To be fair, that may be a function of comparing one format that has been honed over more than a decade to another that was built on the fly, over spring break. That’s not a shot at anybody; reformatting five classes in 10 days, halfway through the semester, is a bear of a task. And even those who did it masterfully still faced, through no fault of their own, the basic truth that it wasn’t what students had been expecting.

Whatever the reason, though, the pattern of voting with their feet is fairly clear.

That said, I’ve heard from several faculty that the combination of asynchronous online classes with Zoom office hours works really well. Given that Zoom was originally designed for meetings, that makes some sense. (I’m referring to Zoom because that’s what we have. That said, I’m platform agnostic; if your program of choice is WebEx or Skype or the new Google one, I would guess the same would hold.)

A full faculty meeting held over Zoom went quite well, and I’m told that a faculty union meeting held over Zoom had the highest attendance in years. Even if we went “back to normal” tomorrow, I could see keeping Zoom around for certain kinds of meetings.

On Monday I was pleasantly surprised to discover that comparing the mid-March to late-April period last year to the same period this year, the number of students who dropped at least one class dropped by 40 percent.

Forty percent! If that holds, it’s a game-changer. It certainly raises some questions.

We don’t know yet whether that indicates what it seems to indicate or whether some of the difference is from students simply ghosting rather than formally dropping. We’ll have a better handle on that in another month or so, after the grades are in. If even half of the improvement holds up, though, that’s dramatic.

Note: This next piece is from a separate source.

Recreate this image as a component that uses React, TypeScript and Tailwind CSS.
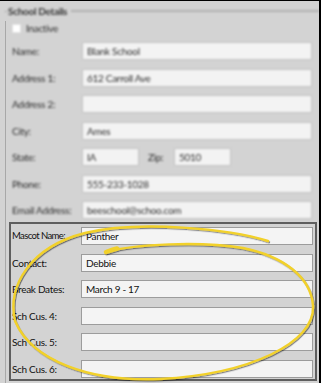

It’s hard to know what’s behind the change. We’ve made the pass/no credit option more available, so some students who might have dropped before may have decided to stick around and see what happens, on the theory that they can always opt for no credit. If that’s correct, then we may want to think about expanding the pass/no credit option when the emergency resolves. And/or, between the quarantine and the loss of jobs, students suddenly have more time available to devote to classes. And/or, being shoved online resolved transportation issues that sometimes get in the way. And/or, professors cut more slack on deadlines in light of the madness. And/or …

It wasn’t designed as an experiment, so it’s hard to isolate a single variable.

Still, I’ll take good news where I can find it, and this is good news.

Wise and worldly readers, what early indicators are you seeing of lessons to carry forward?